Thursday, August 24, 2023

The Mighty Wurlitzer at work

Google “mighty wurlitzer” and you’ll get two definitions. I’m talking about the second one; a metaphor CIA official Frank Wisner used to describe the Agency’s influence over public opinion. Wisner may have been wielding that metaphor fifty years ago, but the mighty Wurlitzer plays on today. Mainstream and social media toot the same notes at the same time, whether the tune is about George Floyd or Greta Thunberg or Little Bana or Donald Trump or Covid. The CIA probably has more influence on public opinion today than it had fifty years ago. Of course, any hint of such a thing is nothing but a “conspiracy theory.” If I’m not mistaken, the term “conspiracy theory” was coined by the CIA, about fifty years ago.

Tuesday, August 22, 2023

CJ Hopkins goes to jail

Unless he pays a fine of 3,600 Euros instead. What was his crime? Hopkins is a satirist who runs "The Consent Factory" website. He used to show up at Counterpunch with some regularity, until they found his satire too unfunny for them. I discovered him during the lock-down years - one of the few happy take-aways of those bleak times. His crime was mocking a German politician. Going to jail for mocking a politician? Sounds more like Stalin's Russia than a modern liberal democracy to me. Sad to say, there's an awful lot in our liberal democracies that smells more than a little totalitarian to me. There's no finer virtue-signaler in the entire Virtuous West than our very own PM Fluffy, and by God when those truck-driving Freedom Convoy yokels unleashed their horn-honking terror on law-abiding Ottawa, he wasted no time declaring a State of Emergency. To hell with civil rights... those people have UNACCEPTABLE OPINIONS! And that's why CJ is up a 3,600 Euro stump over there in the cradle of fascism. Making sport of a German politician is simply a bridge too far in the age of wokery.

Sunday, August 20, 2023

Ukraine war news: the ominous silence

After a year and a half of relentlessly trumpeting Ukraine’s military achievements, The Globe and Mail seems to have imposed a news blackout. I searched in vain for any mention of Ukraine in yesterday’s print edition. In the 20 pages of the news section, not a single headline reference to Ukraine. Ditto the 12 page opinion section. It’s not till you get to the business section that Ukraine gets a mention, and that’s a speculative article by Eric Reguly about how the “sanctions from hell” are about to kick in 18 months into the war. His opinion is based on the ruble/USD exchange rate and assumes Russia needs dollars to finance the war. Reguly should know better.
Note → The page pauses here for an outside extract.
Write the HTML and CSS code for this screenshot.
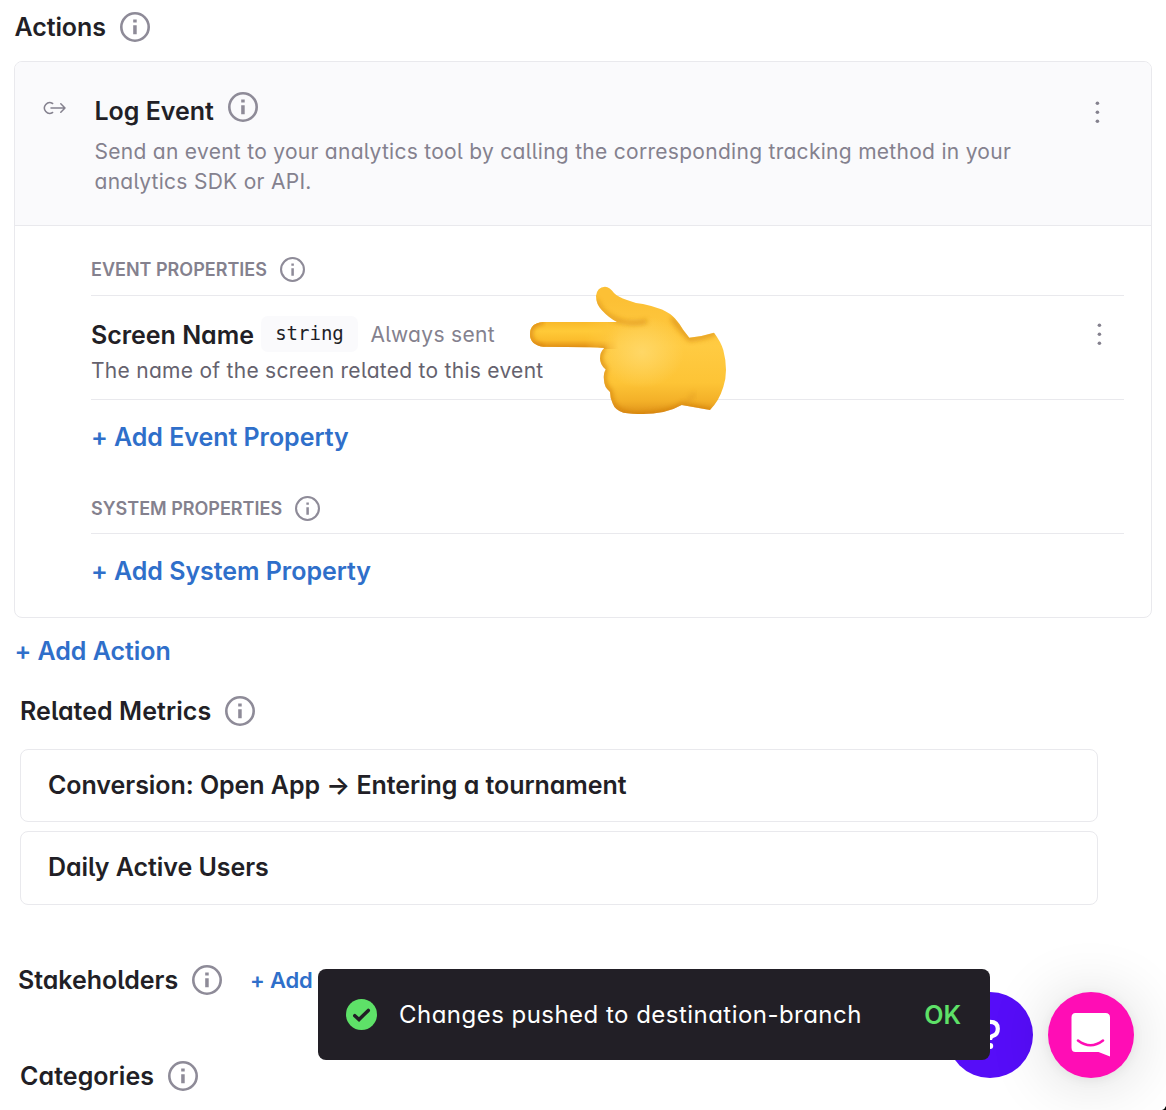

So after regaling us for a year and a half with tales of Ukraine, thanks to superior western arms and superior NATO training, piling humiliation after humiliation on the hapless Russian forces, the Globe falls silent on Ukraine? This comes after numerous American media, including CNN, NYT, and the Washington Post, have labelled the vastly over-hyped and long-awaited counter-offensive a devastating failure. Perhaps the worthies at Canada’s newspaper of record have determined that Canadians can’t handle bad news and are better served by no news at all.

Thursday, August 17, 2023

Bruno meets an Irish wolfhound, in the back seat of his car

The back seat of the car being Bruno's space. We'd set up the garden chairs out past the marina, by the water treatment plant, for a couple of hours of gentle breezes and stellar waterfront views. Threw a few sticks in the water for Big-lips Bruno, which he dutifully retrieved. There was a guy throwing a line in a couple of hundred feet away. Had an Irish wolfhound with him. Seemed a youngish one, and noticed Bruno long before Bruno noticed him. As we're packing up, I open the door for Bruno while we stash the chairs in the back. Mr wolfhound can't contain himself. Comes bounding over to give Bruno the all-over sniff. Then he jumps in the back of our car. Bruno is giving me a look that says "what the hell goes on here?" Meanwhile, wolfhound's dad is running over yelling "Star Star Star." I assume that was Mr wolfhounds actual name. Star's dad had to retrieve his dog out of the back of our car. He was mightily apologetic. He needn't have worried. We would have been happy to take Star home with us!